実際、導入前のトライアルでは、「昼のピークタイム一件あたりのオーダースピードが2倍になりました」とShowcase Gig 代表取締役 新田剛史氏は話す。「the 3rd Burger」では、昼のピークタイムに1.5倍の売り上げアップを目指す。
2種類のビーコンを活用
「MyBeacon touch」でiPhoneでも近接認証を実現
利用者は、スマートフォンの画面から注文や決済が行えるが、利用者の見えないところで接客スタッフやキッチンへの指示が行われているそうだ。これにより、従業員の負担を軽減し、店舗オペレーションの改善にもつながるという。
「スマートオーダー」では、来店を検知する「MyBeacon Pro Mb004」、iPhoneでもNFCのようにかざすだけで端末認証を実現可能な「MyBeacon touch」と、アプリックスIPホールディングスの2種類のビーコンを採用している。
利用者が店舗に近づくと、センサーが店舗スタッフに来店を通知。また、顧客に対しおすすめ情報や特典情報などをプッシュ通知可能だ。さらに、7月からは「MyBeacon touch」のリーダを活用したスタンプの付与を行う。利用者は、iOSのスマートフォンをリーダにタッチすることで、同アプリケーションのスタンプ帳へのスタンプ付与が可能となる(現金決済時にかざしてスタンプ付与/クレジットカードによる決済の場合は、受け取り時に自動で付与される)。これまでスタンプの付与はカメラにおけるスキャンで行っていたが、「MyBeacon touch」を導入することで、スマートフォンをかざすだけでスタンプの付与が行える。
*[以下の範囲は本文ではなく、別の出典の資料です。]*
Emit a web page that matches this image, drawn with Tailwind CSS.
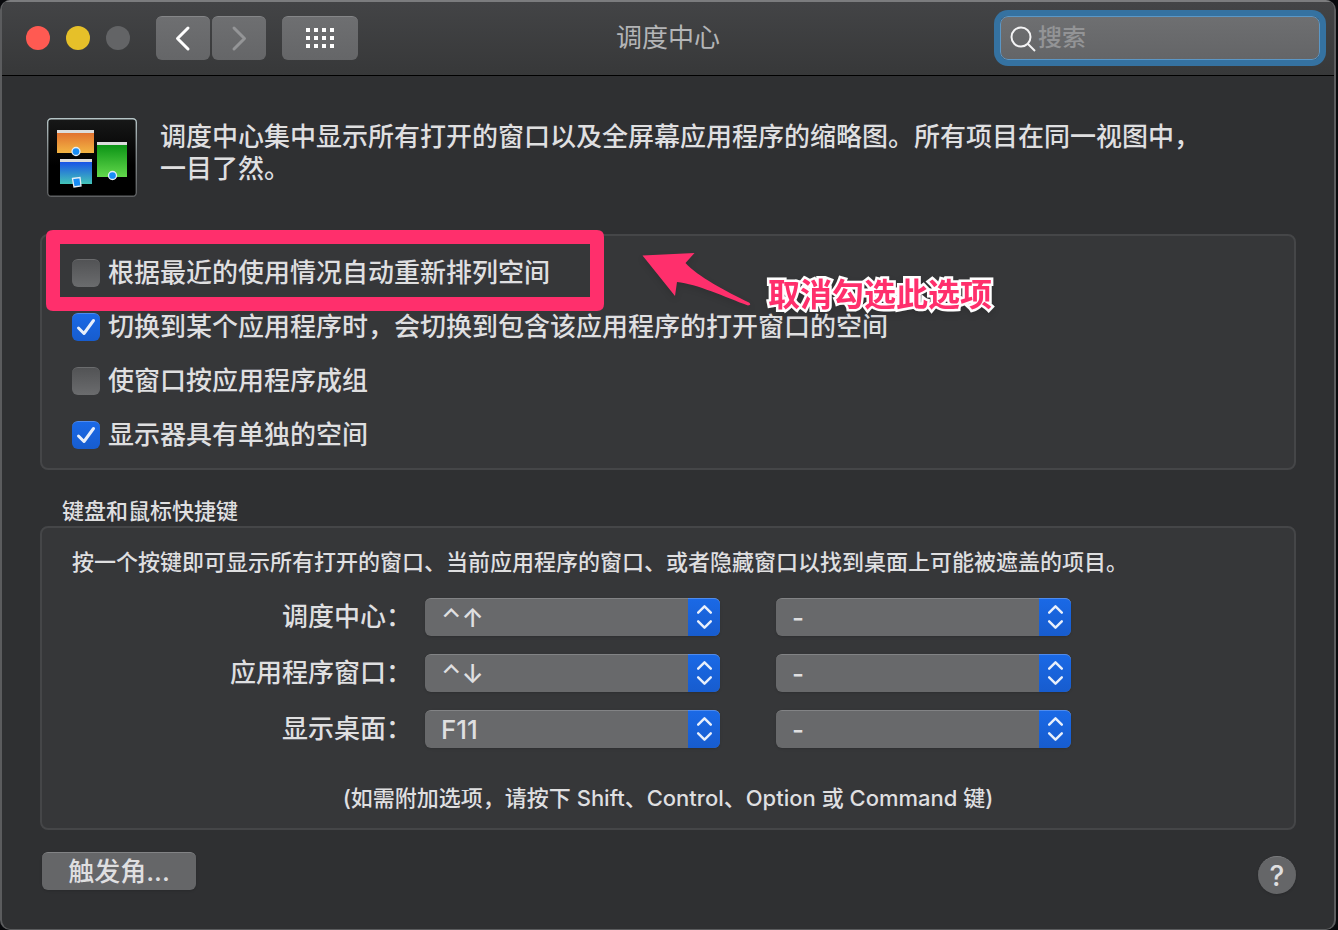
<!DOCTYPE html>
<html lang="zh-CN">
<head>
    <meta charset="UTF-8">
    <meta name="viewport" content="width=device-width, initial-scale=1.0">
    <title>调度中心</title>
    <script src="https://cdn.jsdelivr.net/npm/@tailwindcss/browser@4"></script>
    <style> body { font-family: 'Inter', 'Noto Sans CJK SC', sans-serif; } </style>
</head>
<body class="bg-[#08090c] text-[#dfdfe0] font-medium pr-[2px]">

    <svg class="hidden" aria-hidden="true">
        <symbol id="updown" viewBox="0 0 32 38">
            <path d="M10 14L16.500 7.500L23 14M10 23L16.500 29.500L23 23" fill="none" stroke="#e8effb" stroke-width="2.500" stroke-linecap="round" stroke-linejoin="round"/>
        </symbol>
    </svg>

    <div class="min-h-screen flex flex-col rounded-[10px] overflow-hidden border-l-2 border-r-2 border-b border-[#5b5c5e] bg-[#2f3032]">

        <!-- Title bar -->
        <header class="h-[76px] grid grid-cols-[1fr_auto_1fr] items-center px-[14px] pb-[2px] border-t-2 border-t-[#7b7c7e] border-b border-b-black bg-linear-to-b from-[#434446] to-[#373839]">
            <div class="flex items-center ml-[10px]">
                <div class="flex gap-4">
                    <button type="button" aria-label="关闭" class="size-6 rounded-full bg-[#ff5a52]"></button>
                    <button type="button" aria-label="最小化" class="size-6 rounded-full bg-[#e6c029]"></button>
                    <button type="button" aria-label="缩放" class="size-6 rounded-full bg-[#636466]"></button>
                </div>
                <div class="flex gap-[2px] ml-[26px]">
                    <button type="button" aria-label="后退" class="w-[54px] h-11 rounded-md border-t border-[#858688] bg-linear-to-b from-[#6e6f71] to-[#656668]">
                        <svg class="w-[54px] h-[43px]" viewBox="0 0 54 43" fill="none" stroke="#fff" stroke-width="3" stroke-linecap="round" stroke-linejoin="round"><path d="M32 11L21.500 21.500L32 32"/></svg>
                    </button>
                    <button type="button" aria-label="前进" class="w-[54px] h-11 rounded-md border-t border-[#858688] bg-linear-to-b from-[#6e6f71] to-[#656668]">
                        <svg class="w-[54px] h-[43px]" viewBox="0 0 54 43" fill="none" stroke="#949597" stroke-width="3" stroke-linecap="round" stroke-linejoin="round"><path d="M22 11L32.500 21.500L22 32"/></svg>
                    </button>
                </div>
                <button type="button" aria-label="显示全部" class="w-[76px] h-11 ml-4 rounded-md border-t border-[#858688] bg-linear-to-b from-[#6e6f71] to-[#656668]">
                    <svg class="w-[76px] h-[43px]" viewBox="0 0 76 43" fill="none" stroke="#fff" stroke-width="4"><path stroke-dasharray="4 4" d="M24 13H52M24 21H52M24 29H52"/></svg>
                </button>
            </div>
            <h1 class="text-[26px] leading-8 font-normal text-[#b4b5b7]">调度中心</h1>
            <div class="relative w-[320px] justify-self-end">
                <svg class="absolute left-2 top-2 size-7" viewBox="0 0 28 28" fill="none" stroke="#f3f3f4" stroke-width="2"><circle cx="13" cy="13" r="9.500"/><path d="M20 20L27 27"/></svg>
                <input type="search" aria-label="搜索" placeholder="搜索" class="w-full h-11 pl-[37px] pr-3 rounded-lg border border-[#5b97c6] bg-linear-to-b from-[#6e6f71] to-[#646567] text-2xl text-white outline-none ring-6 ring-[#3572a1] placeholder:text-[#939496]">
            </div>
        </header>

        <main class="flex-1 px-[38px] pt-[42px]">

            <section class="flex items-start gap-[23px] pl-[7px]">
                <svg class="w-[90px] h-[79px] shrink-0" viewBox="0 0 90 79">
                    <defs>
                        <linearGradient id="orange" x2="0" y2="1"><stop stop-color="#df6b2e"/><stop offset="1" stop-color="#f3b543"/></linearGradient>
                        <linearGradient id="green" x2="0" y2="1"><stop stop-color="#068f12"/><stop offset="1" stop-color="#63d84c"/></linearGradient>
                        <linearGradient id="blue" x2="0" y2="1"><stop stop-color="#174ee8"/><stop offset="1" stop-color="#43c4b8"/></linearGradient>
                        <linearGradient id="tile" x2="0" y2="1"><stop stop-color="#171818"/><stop offset=".6" stop-color="#000"/></linearGradient>
                        <linearGradient id="edge" x2="0" y2="1"><stop stop-color="#b5c4c6"/><stop offset=".4" stop-color="#858c8e"/><stop offset="1" stop-color="#5e6062"/></linearGradient>
                    </defs>
                    <rect x=".7" y=".7" width="88.600" height="77.600" rx="3.500" fill="url(#tile)" stroke="url(#edge)" stroke-width="1.400"/>
                    <path d="M10 13H47V35H10Z" fill="url(#orange)"/><path d="M10 12H47V15H10Z" fill="#dcdcdc"/>
                    <path d="M50 25H80V59H50Z" fill="url(#green)"/><path d="M50 24H80V27H50Z" fill="#dcdcdc"/>
                    <path d="M13 43H45V66H13Z" fill="url(#blue)"/><path d="M13 41H45V44H13Z" fill="#dcdcdc"/>
                    <g fill="#178cf5" stroke="#e5eef5" stroke-width="1.300">
                        <circle cx="29" cy="33.500" r="4"/>
                        <circle cx="65.500" cy="57.500" r="4"/>
                        <path d="M25.500 60.500L33 59.500L34 68L27 69Z"/>
                    </g>
                </svg>
                <p class="text-[26px] leading-8 pt-[3px]">调度中心集中显示所有打开的窗口以及全屏幕应用程序的缩略图。所有项目在同一视图中，<br>一目了然。</p>
            </section>

            <!-- Spaces options -->
            <section class="relative mt-[37px] h-[236px] pl-[30px] pt-[10px] rounded-lg border-2 border-[#454648] bg-[#363739] text-[26px] leading-8">
                <div class="flex items-center gap-2 h-[54px]">
                    <input type="checkbox" id="rearrange" class="appearance-none size-7 rounded-md border-t border-[#6b6c6e] bg-linear-to-b from-[#525355] to-[#6b6c6e]">
                    <label for="rearrange">根据最近的使用情况自动重新排列空间</label>
                </div>
                <div class="flex items-center gap-2 h-[54px]">
                    <span class="relative size-7">
                        <input type="checkbox" id="switch-space" checked class="block appearance-none size-7 rounded-md border-t border-[#4f8bee] bg-linear-to-b from-[#1a69e6] to-[#175cce]">
                        <svg class="absolute inset-0 size-7 pointer-events-none" viewBox="0 0 28 28" fill="none" stroke="#e8effb" stroke-width="3" stroke-linecap="round" stroke-linejoin="round"><path d="M6.500 15L12 20.500L21.500 7.500"/></svg>
                    </span>
                    <label for="switch-space">切换到某个应用程序时，会切换到包含该应用程序的打开窗口的空间</label>
                </div>
                <div class="flex items-center gap-2 h-[54px]">
                    <input type="checkbox" id="group-windows" class="appearance-none size-7 rounded-md border-t border-[#6b6c6e] bg-linear-to-b from-[#525355] to-[#6b6c6e]">
                    <label for="group-windows">使窗口按应用程序成组</label>
                </div>
                <div class="flex items-center gap-2 h-[54px]">
                    <span class="relative size-7">
                        <input type="checkbox" id="separate-spaces" checked class="block appearance-none size-7 rounded-md border-t border-[#4f8bee] bg-linear-to-b from-[#1a69e6] to-[#175cce]">
                        <svg class="absolute inset-0 size-7 pointer-events-none" viewBox="0 0 28 28" fill="none" stroke="#e8effb" stroke-width="3" stroke-linecap="round" stroke-linejoin="round"><path d="M6.500 15L12 20.500L21.500 7.500"/></svg>
                    </span>
                    <label for="separate-spaces">显示器具有单独的空间</label>
                </div>

                <!-- Callout -->
                <div class="absolute left-1 -top-[6px] w-[558px] h-[81px] pointer-events-none">
                    <svg class="size-full" viewBox="0 0 558 81"><path fill="#ff2f6c" fill-rule="evenodd" d="M7 0H551Q558 0 558 7V74Q558 81 551 81H7Q0 81 0 74V7Q0 0 7 0ZM14 14V67H544V14Z"/></svg>
                </div>
                <svg class="absolute left-[596px] top-[14px] w-[116px] h-[60px] drop-shadow-md pointer-events-none" viewBox="638 250 116 60"><path fill="#ff2f6c" d="M642.500 255.500L694.500 253L685.500 263C697 276 727 292 749 302.500Q752 305 748 305.500C725 297 697 284 677 282L675 296Z"/></svg>
                <span class="absolute left-[726px] top-[39px] text-[32px] leading-10 font-bold whitespace-nowrap text-[#ff2f6c] [-webkit-text-stroke:5px_white] [paint-order:stroke_fill] [stroke-linejoin:round] drop-shadow-md">取消勾选此选项</span>
            </section>

            <!-- Keyboard and mouse shortcuts -->
            <h2 class="mt-[26px] pl-[22px] text-[22px] leading-[30px]">键盘和鼠标快捷键</h2>
            <section class="h-[304px] rounded-lg border-2 border-[#454648] bg-[#363739]">
                <p class="pt-[19px] pl-[30px] text-[22px] leading-[30px]">按一个按键即可显示所有打开的窗口、当前应用程序的窗口、或者隐藏窗口以找到桌面上可能被遮盖的项目。</p>
                <div class="mt-[21px] grid grid-cols-[383fr_295fr_351fr_223fr] gap-y-[18px] text-[26px] leading-[38px]">
                    <label for="mission-key" class="text-right pr-[13px]">调度中心：</label>
                    <div class="relative h-[38px]">
                        <select id="mission-key" class="appearance-none w-full h-[38px] pl-4 pr-8 rounded-md border-t border-[#828385] bg-[#68696b] shadow-sm"><option>⌃↑</option></select>
                        <svg class="absolute right-0 top-0 w-8 h-[38px] rounded-r-md border-t border-[#4f8bee] bg-linear-to-b from-[#1a69e6] to-[#175cce] pointer-events-none"><use href="#updown"/></svg>
                    </div>
                    <div class="relative h-[38px] ml-14">
                        <select aria-label="调度中心鼠标快捷键" class="appearance-none w-full h-[38px] pl-4 pr-8 rounded-md border-t border-[#828385] bg-[#68696b] shadow-sm"><option>-</option></select>
                        <svg class="absolute right-0 top-0 w-8 h-[38px] rounded-r-md border-t border-[#4f8bee] bg-linear-to-b from-[#1a69e6] to-[#175cce] pointer-events-none"><use href="#updown"/></svg>
                    </div>
                    <label for="windows-key" class="col-start-1 text-right pr-[13px]">应用程序窗口：</label>
                    <div class="relative h-[38px]">
                        <select id="windows-key" class="appearance-none w-full h-[38px] pl-4 pr-8 rounded-md border-t border-[#828385] bg-[#68696b] shadow-sm"><option>⌃↓</option></select>
                        <svg class="absolute right-0 top-0 w-8 h-[38px] rounded-r-md border-t border-[#4f8bee] bg-linear-to-b from-[#1a69e6] to-[#175cce] pointer-events-none"><use href="#updown"/></svg>
                    </div>
                    <div class="relative h-[38px] ml-14">
                        <select aria-label="应用程序窗口鼠标快捷键" class="appearance-none w-full h-[38px] pl-4 pr-8 rounded-md border-t border-[#828385] bg-[#68696b] shadow-sm"><option>-</option></select>
                        <svg class="absolute right-0 top-0 w-8 h-[38px] rounded-r-md border-t border-[#4f8bee] bg-linear-to-b from-[#1a69e6] to-[#175cce] pointer-events-none"><use href="#updown"/></svg>
                    </div>
                    <label for="desktop-key" class="col-start-1 text-right pr-[13px]">显示桌面：</label>
                    <div class="relative h-[38px]">
                        <select id="desktop-key" class="appearance-none w-full h-[38px] pl-4 pr-8 rounded-md border-t border-[#828385] bg-[#68696b] shadow-sm"><option>F11</option></select>
                        <svg class="absolute right-0 top-0 w-8 h-[38px] rounded-r-md border-t border-[#4f8bee] bg-linear-to-b from-[#1a69e6] to-[#175cce] pointer-events-none"><use href="#updown"/></svg>
                    </div>
                    <div class="relative h-[38px] ml-14">
                        <select aria-label="显示桌面鼠标快捷键" class="appearance-none w-full h-[38px] pl-4 pr-8 rounded-md border-t border-[#828385] bg-[#68696b] shadow-sm"><option>-</option></select>
                        <svg class="absolute right-0 top-0 w-8 h-[38px] rounded-r-md border-t border-[#4f8bee] bg-linear-to-b from-[#1a69e6] to-[#175cce] pointer-events-none"><use href="#updown"/></svg>
                    </div>
                </div>
                <p class="mt-[35px] text-center text-[22px] leading-[30px]">(如需附加选项，请按下 Shift、Control、Option 或 Command 键)</p>
            </section>

            <footer class="mt-[22px] flex items-start justify-between pl-[2px]">
                <button type="button" class="w-[154px] h-[38px] rounded-md border-t border-[#828385] bg-[#656668] shadow-sm text-[26px] leading-8">触发角...</button>
                <button type="button" aria-label="帮助" class="mt-1 size-[38px] rounded-full border-t border-[#7b7c7e] bg-[#656668] shadow-sm text-[28px] leading-8">?</button>
            </footer>
        </main>
    </div>
</body>
</html>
iPhoneのiOS7に標準搭載された「iBeacon」の登場後、Bluetooth Low Energy(BLE)を使った新技術が注目されているが、「お客様目線が少ない」「実在するサービスが少ない」と新田氏は話す。Showcase Gigでは、注文から受け取りまでシームレスに連携させて、顧客の利便性を高めるサービスが構築できたそうだ。
時間を指定して商品の受け渡しも可能に
対面での非対面決済を国内でいち早く実現
今後は、時間を指定して商品の受け渡しを可能にする機能の提供を予定している。アプリックスのビーコンについては、「the 3rd Burger アークヒルズサウスタワー店」からの導入となるが、その成果をベースに他の「O:der」導入店舗にも設置を進めていきたいという。「スマートオーダー」については、まずはiOS版からスタートし、7月上旬にはAndroid対応も行う予定だ。
なお、「O:der」は対面領域で非対面決済させる国内で数少ない事例となっている。決済処理事業者は共通ポイントサービス「Ponta」を運営するロイヤリティ マーケティングが提供する「QCS」と契約している。すでに、同社がカード会社と直接契約し、モール型販売を行っているため、導入企業の個別審査のプロセスを減らすことが可能となっている。また、決済手数料については、他の決済サービスのように固定せず、加盟店の規模や売上等に応じて決定されるそうだ。
今後の導入店舗の目標については非公表だが、大手企業も含めて商談が進んでいるという。また、同社では「Ponta」運営のロイヤリティマーケティングと資本提携を行ったが、現時点で「O:der」と「Ponta」の連携は未定となっている。